O que ocorre a partir daí é triste e lamentável: Fulano, pego de surpresa e incapaz de entender por que a palestra não poderia ter sido marcada para outro momento, se magoa com a inevitável perda de colaboradores, a maioria interessada em assistir a palestra do orador estimado. Por sua vez, Sicrano desconsidera as reclamações de Fulano, achando que a oportunidade única não pode ser perdida. E a partir dessa pequena escaramuça inicial, forma-se uma animosidade entre ambos. Dentro de seus próprios grupos são o que sempre foram: pedras de arrimo dos trabalhos que coordenam. Contudo, sem que quase ninguém saiba a não ser uns poucos colaboradores mais íntimos, passam a se desgostar mutuamente.
Em que pese a situação exposta acima ser fictícia, ela infelizmente reflete o cerne de um problema que não é incomum em várias Casas Espíritas em todos os lugares: as inimizades veladas entre seus colaboradores. E independente de qual sejam as razões alegadas para tais comportamentos, a verdade é que o diagnóstico central é um só: aqueles que se entregam a esses comportamentos deixam de ser Espíritas, pelo menos nos momentos em que nutrem mágoas recíprocas. São Espíritas durante quase todo o tempo, mas abandonam intencionalmente a Doutrina e seus ensinamentos quando se entregam às inimizades.
“Puxa vida,” alguém sempre pergunta, diante dessa afirmação, “será que é para tanto? Não será exagero afirmar que só por causa disso o sujeito deixa de ser Espírita, ainda que só por um tempinho?”
Avaliar se esse tipo de comportamento constitui ou não um abandono da Doutrina é questão de foro íntimo, claro, mas tal observação se alicerça em Kardec.
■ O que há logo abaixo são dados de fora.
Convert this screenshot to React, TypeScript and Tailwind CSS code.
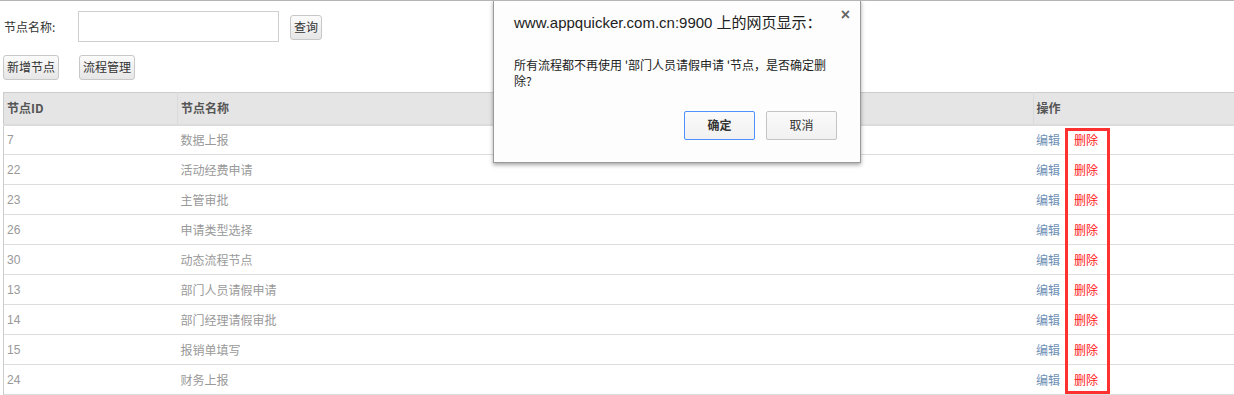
import React from 'react'

const rows = [
  ['7', '数据上报'],
  ['22', '活动经费申请'],
  ['23', '主管审批'],
  ['26', '申请类型选择'],
  ['30', '动态流程节点'],
  ['13', '部门人员请假申请'],
  ['14', '部门经理请假审批'],
  ['15', '报销单填写'],
  ['24', '财务上报'],
]

const font = { fontFamily: '"Microsoft YaHei", "Noto Sans CJK SC", "Liberation Sans", sans-serif' }

function Btn({ children }: { children: React.ReactNode }) {
  return (
    <button className="h-[25px] px-[3px] border border-[#c8c8c8] rounded-[3px] bg-gradient-to-b from-[#fbfbfb] to-[#e6e6e6] text-[12px] text-[#333] leading-none">
      {children}
    </button>
  )
}

export default function App() {
  return (
    <div className="relative w-[1234px] h-[395px] overflow-hidden bg-white border-t border-[#b5b5b5]" style={font}>
      <div className="pl-[3px]">
        {/* search */}
        <div className="flex items-center h-[41px] pt-[10px]">
          <span className="text-[12px] text-[#333] ml-[1px] w-[74px]">节点名称:</span>
          <input className="w-[201px] h-[31px] border border-[#cfcfcf] bg-white outline-none" />
          <div className="ml-[11px]">
            <Btn>查询</Btn>
          </div>
        </div>
        <div className="flex items-center gap-[20px] mt-[12px] h-[26px]">
          <Btn>新增节点</Btn>
          <Btn>流程管理</Btn>
        </div>

        {/* table */}
        <table className="mt-[12px] w-[1231px] border-collapse text-[12px]">
          <thead>
            <tr className="bg-[#e5e5e5] h-[32px] border-t border-[#cccccc] border-b-2 border-b-[#dcdcdc]">
              <th className="w-[174px] text-left pl-[3px] font-bold text-[#555] border-l border-[#cccccc] border-r border-r-[#dadada]">节点ID</th>
              <th className="text-left pl-[3px] font-bold text-[#555] border-r border-[#dadada]">节点名称</th>
              <th className="w-[201px] text-left pl-[3px] font-bold text-[#555]">操作</th>
            </tr>
          </thead>
          <tbody>
            {rows.map(([id, name]) => (
              <tr key={id} className="h-[30px] border-b border-[#dddddd]">
                <td className="pl-[3px] text-[#999] border-l border-[#cccccc]" style={{ fontFamily: '"Liberation Sans", "Noto Sans CJK SC", sans-serif' }}>{id}</td>
                <td className="pl-[3px] text-[#999]">{name}</td>
                <td className="pl-[3px]">
                  <span className="text-[#6d8fb5]">编辑</span>
                  <span className="ml-[14px] text-[#ff2020]">删除</span>
                </td>
              </tr>
            ))}
          </tbody>
        </table>
      </div>

      {/* highlight box */}
      <div className="absolute left-[1065px] top-[127px] w-[45px] h-[266px] border-[3px] border-[#ff3030]" />

      {/* alert dialog */}
      <div className="absolute left-[493px] top-[-1px] w-[368px] h-[163px] bg-[#fdfdfd] border border-[#9a9a9a] border-t-0 shadow-[0_2px_4px_rgba(0,0,0,0.35)]">
        <div className="relative">
          <div className="pt-[12px] pl-[20px] text-[15px] text-[#222]" style={{ fontFamily: '"Liberation Sans", "Noto Sans CJK SC", sans-serif' }}>
            www.appquicker.com.cn:9900 上的网页显示：
          </div>
          <span className="absolute right-[10px] top-[3px] text-[16px] font-bold text-[#666]" style={{ fontFamily: '"Liberation Sans", sans-serif' }}>×</span>
        </div>
        <div className="mt-[22px] pl-[20px] pr-[20px] text-[12px] leading-[16px] text-[#222]">
          所有流程都不再使用 '部门人员请假申请 '节点，是否确定删除?
        </div>
        <div className="flex justify-end gap-[11px] pr-[23px] mt-[22px]">
          <button className="w-[71px] h-[29px] border border-[#4d90fe] rounded-[2px] bg-gradient-to-b from-[#fafafa] to-[#f1f1f1] text-[12px] font-bold text-[#333]">确定</button>
          <button className="w-[71px] h-[29px] border border-[#c4c4c4] rounded-[2px] bg-gradient-to-b from-[#fafafa] to-[#f1f1f1] text-[12px] text-[#333]">取消</button>
        </div>
      </div>
    </div>
  )
}
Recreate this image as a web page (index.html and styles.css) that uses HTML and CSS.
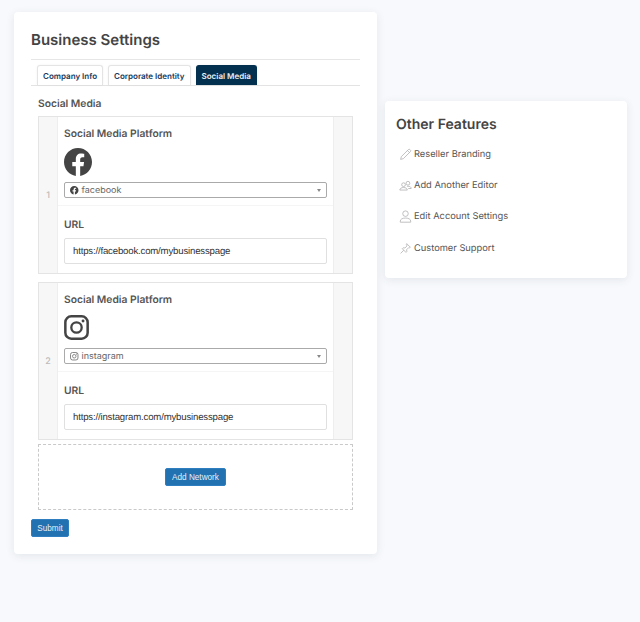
FILE: index.html
```html
<!DOCTYPE html>
<html lang="en">
<head>
<meta charset="utf-8">
<title>Business Settings</title>
<link rel="stylesheet" href="styles.css">
</head>
<body>
<div class="page">
  <main class="card main-card">
    <h1 class="title">Business Settings</h1>
    <nav class="tabs">
      <a class="tab">Company Info</a>
      <a class="tab">Corporate Identity</a>
      <a class="tab active">Social Media</a>
    </nav>
    <div class="section">
      <h2 class="section-title">Social Media</h2>
      <div class="row">
        <div class="handle"><span>1</span></div>
        <div class="row-body">
          <div class="field platform">
            <label class="label">Social Media Platform</label>
            <svg class="big-icon" viewBox="0 0 24 24"><path fill="#444" d="M24 12.07C24 5.4 18.63 0 12 0S0 5.4 0 12.07c0 6.03 4.39 11.02 10.13 11.93v-8.44H7.08v-3.49h3.05V9.41c0-3.02 1.79-4.69 4.53-4.69 1.31 0 2.68.23 2.68.23v2.97h-1.51c-1.49 0-1.96.93-1.96 1.89v2.26h3.33l-.53 3.49h-2.8V24C19.61 23.09 24 18.1 24 12.07z"/></svg>
            <div class="select">
              <svg class="small-icon" viewBox="0 0 24 24"><path fill="#444" d="M24 12.07C24 5.4 18.63 0 12 0S0 5.4 0 12.07c0 6.03 4.39 11.02 10.13 11.93v-8.44H7.08v-3.49h3.05V9.41c0-3.02 1.79-4.69 4.53-4.69 1.31 0 2.68.23 2.68.23v2.97h-1.51c-1.49 0-1.96.93-1.96 1.89v2.26h3.33l-.53 3.49h-2.8V24C19.61 23.09 24 18.1 24 12.07z"/></svg>
              <span class="select-text">facebook</span>
              <span class="caret"></span>
            </div>
          </div>
          <div class="field url">
            <label class="label">URL</label>
            <div class="input">https://facebook.com/mybusinesspage</div>
          </div>
        </div>
        <div class="side"></div>
      </div>
      <div class="row">
        <div class="handle"><span>2</span></div>
        <div class="row-body">
          <div class="field platform">
            <label class="label">Social Media Platform</label>
            <svg class="big-icon big-icon-ig" viewBox="0 0 26 26"><rect x="1.4" y="1.4" width="23.2" height="23.2" rx="6.2" fill="none" stroke="#444" stroke-width="2.6"/><circle cx="13" cy="13" r="5.4" fill="none" stroke="#444" stroke-width="2.4"/><circle cx="19.8" cy="6.2" r="1.5" fill="#444"/></svg>
            <div class="select">
              <svg class="small-icon" viewBox="0 0 26 26"><rect x="1.6" y="1.6" width="22.8" height="22.8" rx="6.2" fill="none" stroke="#666" stroke-width="2.4"/><circle cx="13" cy="13" r="5.4" fill="none" stroke="#666" stroke-width="2.2"/><circle cx="19.8" cy="6.2" r="1.6" fill="#666"/></svg>
              <span class="select-text">instagram</span>
              <span class="caret"></span>
            </div>
          </div>
          <div class="field url">
            <label class="label">URL</label>
            <div class="input">https://instagram.com/mybusinesspage</div>
          </div>
        </div>
        <div class="side"></div>
      </div>
      <div class="add-box"><button class="btn" type="button">Add Network</button></div>
    </div>
    <button class="btn submit" type="button">Submit</button>
  </main>
  <aside class="card side-card">
    <h2 class="side-title">Other Features</h2>
    <ul class="features">
      <li class="feature">
        <svg class="f-icon" viewBox="0 0 16 16"><path d="M2 14l.9-3.4L11.6 1.9a1.3 1.3 0 0 1 1.8 0l.7.7a1.3 1.3 0 0 1 0 1.8L5.4 13.1z M10.4 3.1l2.5 2.5" /></svg>
        <span>Reseller Branding</span>
      </li>
      <li class="feature">
        <svg class="f-icon" viewBox="0 0 16 16"><circle cx="5.6" cy="7" r="2.3"/><circle cx="11" cy="5.2" r="2.3"/><path d="M1 13.6c0-2 2-3.1 4.6-3.1s4.6 1.1 4.6 3.1z M9.8 9c.4-.1.8-.1 1.2-.1 2.4 0 4 1 4 2.8h-3.6"/></svg>
        <span>Add Another Editor</span>
      </li>
      <li class="feature">
        <svg class="f-icon" viewBox="0 0 16 16"><circle cx="8" cy="4.5" r="3.4"/><path d="M1.6 15v-1.4c0-2.3 2.7-3.7 6.4-3.7s6.4 1.4 6.4 3.7V15z"/></svg>
        <span>Edit Account Settings</span>
      </li>
      <li class="feature">
        <svg class="f-icon" viewBox="0 0 16 16"><path d="M9.5 2l4.5 4.5-1 .6-1-.2-2.6 2.6.2 2.3-1 1L4 8.2l1-1 2.3.2L9.9 4.8l-.9-1.8z M5.8 10.2L2 14"/></svg>
        <span>Customer Support</span>
      </li>
    </ul>
  </aside>
</div>
</body>
</html>
```

FILE: styles.css
```css
* { box-sizing: border-box; }
html, body { margin: 0; padding: 0; }
body {
  background: #f7f9fc;
  font-family: Inter, "Liberation Sans", sans-serif;
  color: #444;
  height: 622px;
  overflow: hidden;
  text-rendering: geometricPrecision;
}
.page {
  display: flex;
  align-items: flex-start;
  gap: 8px;
  padding: 12px 13px 0 14px;
}
.card {
  background: #fff;
  border-radius: 4px;
  box-shadow: 0 2px 8px rgba(60, 70, 90, 0.1);
}
.main-card {
  width: 363px;
  height: 542px;
  padding: 19px 17px 0;
}
.title {
  margin: 0;
  font-size: 15px;
  line-height: 18px;
  font-weight: 600;
  color: #444;
  padding-bottom: 10px;
  border-bottom: 1px solid #e6e6e6;
}
.tabs {
  display: flex;
  gap: 5px;
  padding: 5px 0 0 6px;
  border-bottom: 1px solid #e3e3e3;
  height: 26px;
}
.tab {
  height: 20px;
  padding: 0 5px;
  font-size: 8px;
  line-height: 20px;
  font-weight: 600;
  color: #17395c;
  background: #fff;
  border: 1px solid #e4e4e4;
  border-bottom: 0;
  border-radius: 3px 3px 0 0;
  box-shadow: 0 0 3px rgba(0, 0, 0, 0.05);
}
.tab.active {
  background: #04304f;
  border-color: #04304f;
  color: #e9eef3;
}
.section { padding: 0 7px; }
.section-title {
  margin: 0;
  padding-top: 12px;
  font-size: 10.3px;
  line-height: 13px;
  font-weight: 600;
  color: #555;
  height: 30px;
}
.row {
  display: flex;
  height: 158px;
  margin-bottom: 8px;
  border: 1px solid #e4e4e4;
  background: #fff;
}
.row + .row { margin-bottom: 4px; }
.handle {
  width: 19px;
  background: #f7f7f7;
  border-right: 1px solid #eee;
  display: flex;
  align-items: center;
  justify-content: center;
  font-size: 9px;
  color: #bbb;
  font-weight: 500;
}
.side {
  width: 19px;
  background: #f7f7f7;
  border-left: 1px solid #eee;
}
.row-body { flex: 1; }
.field { padding: 0 6px; }
.platform {
  height: 89px;
  padding-top: 11px;
  border-bottom: 1px solid #f5f5f5;
}
.label {
  display: block;
  font-size: 10.3px;
  line-height: 13px;
  font-weight: 600;
  color: #555;
}
.big-icon {
  display: block;
  width: 28px;
  height: 28px;
  margin-top: 7px;
}
.big-icon-ig {
  width: 25px;
  height: 25px;
  margin-top: 8px;
  margin-bottom: 8px;
}
.select {
  display: flex;
  align-items: center;
  height: 16px;
  margin-top: 6px;
  padding: 1px 5px 0;
  border: 1px solid #aaa;
  border-radius: 2px;
  background: #fff;
  font-size: 9px;
  color: #666;
}
.small-icon { width: 8.5px; height: 8.5px; flex: none; }
.select-text { margin-left: 3px; }
.caret {
  margin-left: auto;
  width: 0;
  height: 0;
  border-left: 2.5px solid transparent;
  border-right: 2.5px solid transparent;
  border-top: 3px solid #888;
}
.url { padding-top: 13px; }
.url .label { line-height: 12px; }
.input {
  height: 26px;
  margin-top: 7px;
  padding: 0 8px;
  border: 1px solid #e0e0e0;
  border-radius: 2px;
  font-family: "Liberation Sans", sans-serif;
  font-size: 9.6px;
  letter-spacing: -0.17px;
  line-height: 25px;
  color: #333;
}
.add-box {
  display: flex;
  align-items: center;
  justify-content: center;
  height: 66px;
  border: 1px dashed #c9c9c9;
  border-radius: 1px;
}
.btn {
  display: block;
  height: 18px;
  padding: 1px 6px 0;
  border: 1px solid #2f7ec0;
  border-radius: 2px;
  background: #2271b1;
  color: #e8f0f7;
  font-family: "Liberation Sans", sans-serif;
  font-size: 8.2px;
  line-height: 15px;
}
.submit {
  width: 38px;
  padding: 1px 0 0;
  margin-top: 9px;
}
.side-card {
  width: 242px;
  height: 177px;
  margin-top: 89px;
  padding: 15px 11px 0;
}
.side-title {
  margin: 0;
  font-size: 14px;
  line-height: 17px;
  font-weight: 600;
  color: #444;
}
.features {
  list-style: none;
  margin: 15px 0 0;
  padding: 0 0 0 3px;
}
.feature {
  display: flex;
  align-items: center;
  gap: 2px;
  height: 13px;
  margin-bottom: 18.2px;
  font-size: 9.3px;
  color: #555;
}
.f-icon {
  width: 13px;
  height: 13px;
  flex: none;
  fill: none;
  stroke: #aaa;
  stroke-width: 0.9;
}
```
Vejamos.
Encontramos no capítulo XVII, item 4 do Evangelho Segundo o Espiritismo, uma definição — simples e precisa, como tudo o que escreveu Kardec — extremamente significativa para esse assunto: “Reconhece-se o verdadeiro espírita pela sua transformação moral e pelos esforços que emprega para domar suas más inclinações.”
Essa é uma definição de suma importância no que tange esse assunto em particular. Kardec afirma que o verdadeiro espírita — e esse termo “verdadeiro” mereceria por si só um volume inteiro de análises — é reconhecido “pelos
esforços que emprega para domar suas más inclinações” (grifo nosso). Em outras palavras, o verdadeiro espírita não é reconhecido por ter atingido a perfeição, nem pelo conhecimento doutrinário, nem pelo tempo que passa dentro do Centro Espírita, nem mesmo pelo tanto que trabalha em prol da Doutrina. A definição não se refere ainda ao sucesso em domar as más inclinações, observem. Ela fala, sim, do esforço de cada um no sentido de melhorar-se. (É justamente por isso que nenhum de nós que já ingressou nas lides Espíritas deveria dizer que está “tentando” ser Espírita. Nada disso: se todos nós nos esforçamos — ainda que muitas vezes sem sucesso — para nos melhorarmos, somos Espíritas no direito de sê-lo e de informá-lo a quem quer que nos interesse. Mas isso é outra questão, para um outro momento.)
Ocorre que nos exemplos acima, quando Fulano e Sicrano nutrem animosidades mútuas — um exemplo clássico de “má tendência” —, deixam explicitamente esse esforço de lado. Movidos pelo melindre, pela mágoa, pelo rancor dentro da Casa Espírita, rasgam ainda que temporariamente seus votos de fraternidade, compreensão, resignação e humildade e põem-se na posição de enfermos espirituais. No mais das vezes julgam-se detentores da razão, escudados por sua longa ficha de serviços prestados, pela importância para a Casa do trabalho de que são colaboradores, pelas intenções (sempre as melhores e as completamente desinteressadas) que guardam para com esses trabalhos e outras alegações que tais. E infelizmente ao se arvorarem em senhores da razão se afastam dos exemplos magnânimos do Cristo, de compreensão, de perdão, de resignação, de humildade.
Fulanos e Sicranos por aí afora continuarão com essas curtas (mas importantes e contundentes) “ausências” da Doutrina Espírita enquanto não examinarem seus íntimos e não buscarem aplicar também a essas situações dentro da Casa o manancial de conhecimento que certamente já adquiriram e já aplicam em seus trabalhos assistenciais.
E como podemos retornar
de vez para o caminho seguro da Doutrina? O próprio Cristo ensina:
"Reconciliai-vos o mais depressa possível com o vosso adversário, enquanto estais com ele a caminho, para que ele não vos entregue ao juiz, o juiz não vos entregue ao ministro da justiça e não sejais metido em prisão. Em verdade vos digo que daí não saireis, enquanto não houverdes pago o último ceitil."